I had hoped to come to the same conclusion as you. Regretably I haven’t, but that isn’t a huge problem. I shall revert to using SDL2 + TGUI for my serious game UI needs, and use Godot for fun side projects. Who knows, maybe one day I will be doing a Godot game jam and suddenly the UI system will click for me. In the meantime, while I do like GDExtension, at least this outcome saves me from having to port my entire C++ backend.

Just took a look at TGUI. I really don’t think it is that different. Here is a mock up of their example done in Godot via just the control nodes which can be positioned anywhere you want.

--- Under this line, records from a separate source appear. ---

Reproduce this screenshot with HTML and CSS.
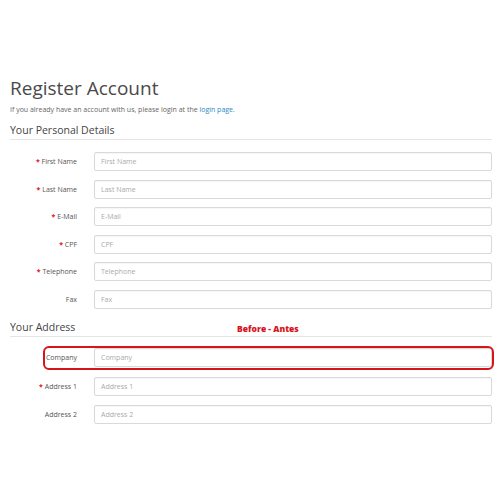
FILE: index.html
```html
<!DOCTYPE html>
<html>
<head>
<meta charset="utf-8">
<link rel="stylesheet" href="styles.css">
</head>
<body>
<div class="page">
  <h1 class="title">Register Account</h1>
  <p class="intro">If you already have an account with us, please login at the <a href="#" class="link">login page</a>.</p>
  <div class="section personal">
    <h2 class="legend">Your Personal Details</h2>
    <div class="rows">
      <div class="row"><label class="label req">First Name</label><input class="field" placeholder="First Name"></div>
      <div class="row"><label class="label req">Last Name</label><input class="field" placeholder="Last Name"></div>
      <div class="row"><label class="label req">E-Mail</label><input class="field" placeholder="E-Mail"></div>
      <div class="row"><label class="label req">CPF</label><input class="field" placeholder="CPF"></div>
      <div class="row"><label class="label req">Telephone</label><input class="field" placeholder="Telephone"></div>
      <div class="row"><label class="label">Fax</label><input class="field" placeholder="Fax"></div>
    </div>
  </div>
  <div class="section address">
    <h2 class="legend">Your Address</h2>
    <span class="note">Before - Antes</span>
    <div class="rows">
      <div class="row highlight"><label class="label">Company</label><input class="field" placeholder="Company"></div>
      <div class="row"><label class="label req">Address 1</label><input class="field" placeholder="Address 1"></div>
      <div class="row"><label class="label">Address 2</label><input class="field" placeholder="Address 2"></div>
    </div>
  </div>
</div>
</body>
</html>
```

FILE: styles.css
```css
html, body {
  margin: 0;
  padding: 0;
  background: #fff;
}
body {
  font-family: "Open Sans", "Liberation Sans", sans-serif;
  color: #555;
}
.page {
  width: 482px;
  padding: 75px 0 0 10px;
}
.title {
  margin: 0;
  font-size: 19px;
  font-weight: 400;
  line-height: 26px;
  color: #4a4a4a;
}
.intro {
  margin: 4px 0 0;
  font-size: 7px;
  line-height: 10px;
  color: #666;
}
.link {
  color: #2a8bc4;
  text-decoration: none;
}
.section {
  position: relative;
}
.legend {
  margin: 0;
  padding: 0 0 2px;
  font-size: 10.5px;
  font-weight: 400;
  line-height: 14px;
  color: #444;
  border-bottom: 1px solid #e5e5e5;
}
.personal {
  margin-top: 8px;
}
.address {
  margin-top: 11px;
}
.rows {
  display: flex;
  flex-direction: column;
  gap: 8.6px;
  padding-top: 12px;
}
.address .rows {
  padding-top: 11.5px;
  gap: 9.5px;
}
.row {
  position: relative;
  display: grid;
  grid-template-columns: 84px 1fr;
  align-items: center;
  height: 19px;
}
.label {
  text-align: right;
  padding-right: 17px;
  font-size: 7px;
  color: #555;
}
.req::before {
  content: "* ";
  color: #e0101a;
  font-weight: 700;
}
.field {
  box-sizing: border-box;
  height: 19px;
  width: 100%;
  margin: 0;
  padding: 0 6px;
  border: 1px solid #d9d9d9;
  border-radius: 2px;
  font-family: "Open Sans", "Liberation Sans", sans-serif;
  font-size: 7px;
  color: #555;
  background: #fff;
  box-shadow: inset 0 1px 1px rgba(0,0,0,0.04);
}
.field::placeholder {
  color: #aaa;
}
.highlight::after {
  content: "";
  position: absolute;
  left: 33px;
  right: -2px;
  top: -2px;
  bottom: -3px;
  border: 2px solid #d7141c;
  border-radius: 6px;
  pointer-events: none;
}
.note {
  position: absolute;
  left: 227px;
  top: 4px;
  font-family: "Open Sans", "Liberation Sans", sans-serif;
  font-size: 8.5px;
  font-weight: 800;
  color: #d7141c;
  line-height: 10px;
  white-space: nowrap;
}
```
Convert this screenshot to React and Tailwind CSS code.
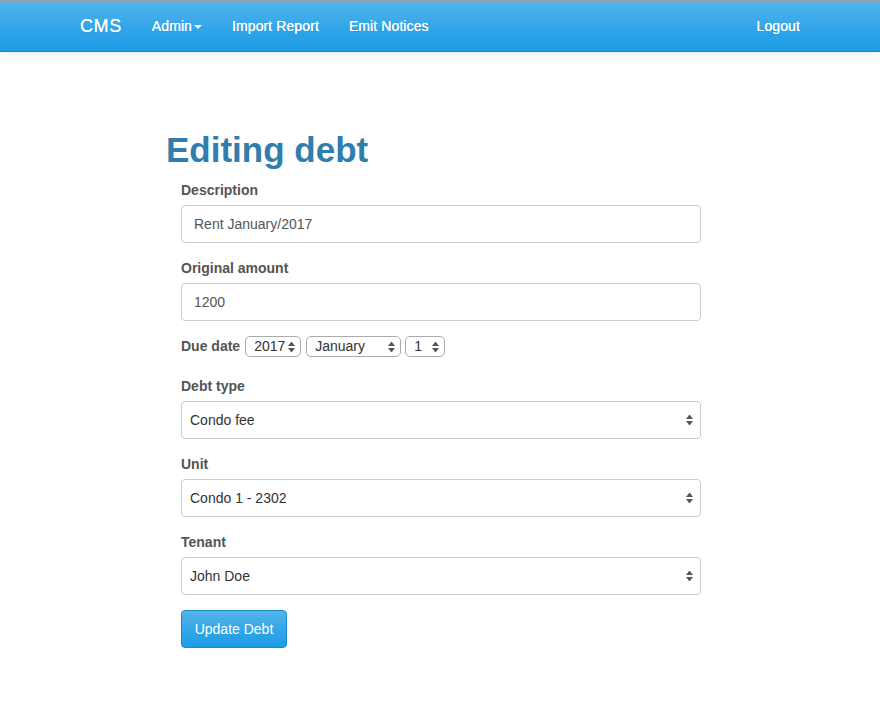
import { useState } from "react";

const navGradient =
  "bg-[linear-gradient(#54b4eb,#2fa4e7_60%,#1d9ce5)]";

function Arrows({ className = "" }) {
  return (
    <svg
      width="7"
      height="11"
      viewBox="0 0 7 11"
      className={"pointer-events-none absolute top-1/2 -translate-y-1/2 " + className}
    >
      <polygon points="0,4.5 3.5,0 7,4.5" fill="#555" />
      <polygon points="0,6.5 3.5,11 7,6.5" fill="#555" />
    </svg>
  );
}

function Field({ label, children }) {
  return (
    <div className="mb-[15px]">
      <label className="mb-[5px] block h-[20px] font-bold leading-[20px] text-[#555]">
        {label}
      </label>
      {children}
    </div>
  );
}

function TextInput({ value }) {
  const [v, setV] = useState(value);
  return (
    <input
      value={v}
      onChange={(e) => setV(e.target.value)}
      className="block h-[38px] w-full rounded-[4px] border border-[#ccc] bg-white px-[12px] text-[14px] text-[#555] outline-none"
    />
  );
}

function BigSelect({ value }) {
  return (
    <div className="relative">
      <select
        defaultValue={value}
        className="block h-[38px] w-full appearance-none rounded-[4px] border border-[#ccc] bg-white pl-[8px] pr-[24px] text-[14px] text-[#333] outline-none"
      >
        <option>{value}</option>
      </select>
      <Arrows className="right-[8px]" />
    </div>
  );
}

function SmallSelect({ value, width }) {
  return (
    <div className={"relative " + width}>
      <select
        defaultValue={value}
        className="block h-[21px] w-full appearance-none rounded-[5px] border border-[#aaa] bg-white pl-[8px] text-[14px] leading-[19px] text-[#333] outline-none"
      >
        <option>{value}</option>
      </select>
      <Arrows className="right-[6px]" />
    </div>
  );
}

export default function App() {
  return (
    <div className="min-h-screen bg-white font-['Liberation_Sans',Arial,sans-serif] text-[14px] text-[#555]">
      {/* Navbar */}
      <div className="border-t border-[#a8a8a8]">
        <nav
          className={
            "h-[51px] border-b border-[#178acc] shadow-[0_1px_10px_rgba(0,0,0,0.1)] " +
            navGradient
          }
        >
          <div className="mx-auto flex h-full w-[750px] items-center px-[15px] text-white tracking-[0.1px] [text-shadow:0_0_0.4px_#fff,0_1px_0_rgba(0,0,0,0.05)]">
            <span className="pr-[15px] text-[18px] leading-[20px] tracking-[0.6px]">CMS</span>
            <span className="flex items-center px-[15px] leading-[20px]">
              Admin
              <svg width="8" height="4" viewBox="0 0 8 4" className="ml-[2px] mt-[1px]">
                <polygon points="0,0 8,0 4,4" fill="#fff" />
              </svg>
            </span>
            <span className="px-[15px] leading-[20px]">Import Report</span>
            <span className="px-[15px] leading-[20px]">Emit Notices</span>
            <span className="ml-auto leading-[20px]">Logout</span>
          </div>
        </nav>
      </div>

      {/* Content */}
      <div className="mx-auto w-[750px] px-[15px] pt-[78px]">
        <div className="pl-[86px]">
          <h1 className="mb-[10px] text-[35px] font-bold leading-[40px] text-[#317eac]">
            Editing debt
          </h1>

          <form className="w-[535px] pl-[15px]" onSubmit={(e) => e.preventDefault()}>
            <Field label="Description">
              <TextInput value="Rent January/2017" />
            </Field>

            <Field label="Original amount">
              <TextInput value="1200" />
            </Field>

            <div className="mb-[15px] flex h-[25px] items-start">
              <label className="mr-[5px] h-[20px] font-bold leading-[20px] text-[#555]">Due date</label>
              <SmallSelect value="2017" width="w-[56px]" />
              <div className="w-[5px]" />
              <SmallSelect value="January" width="w-[95px]" />
              <div className="w-[4px]" />
              <SmallSelect value="1" width="w-[40px]" />
            </div>

            <Field label="Debt type">
              <BigSelect value="Condo fee" />
            </Field>

            <Field label="Unit">
              <BigSelect value="Condo 1 - 2302" />
            </Field>

            <Field label="Tenant">
              <BigSelect value="John Doe" />
            </Field>

            <button
              type="submit"
              className={
                "h-[38px] w-[106px] rounded-[4px] border border-[#178acc] text-[14px] text-white " +
                navGradient
              }
            >
              Update Debt
            </button>
          </form>
        </div>
      </div>
    </div>
  );
}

(Obviously I didn’t go to the effort of creating the textures and the panel I have used you would probably want a NineRectPatch for flexibilty etc but this was all done in the editor options in 3 mins, except I found an icon I could use for the checkboxes and I re-used a minus button I had handy for the sliders)

But I suppose it does have to click. If you are using SDL2 and TGUI to create games in pure C++ then you are probably far more advanced than I. Best wishes and good luck.

PS If you change the root to a node2d you can then position this exactly if that is what you meant by positioning, instead of relative to the viewport.

PPS I just didn’t want potential new users to think that the UI system is awful. It isn’t. It is flexible, powerful and 100% reliable. You can pretty much do anything with it.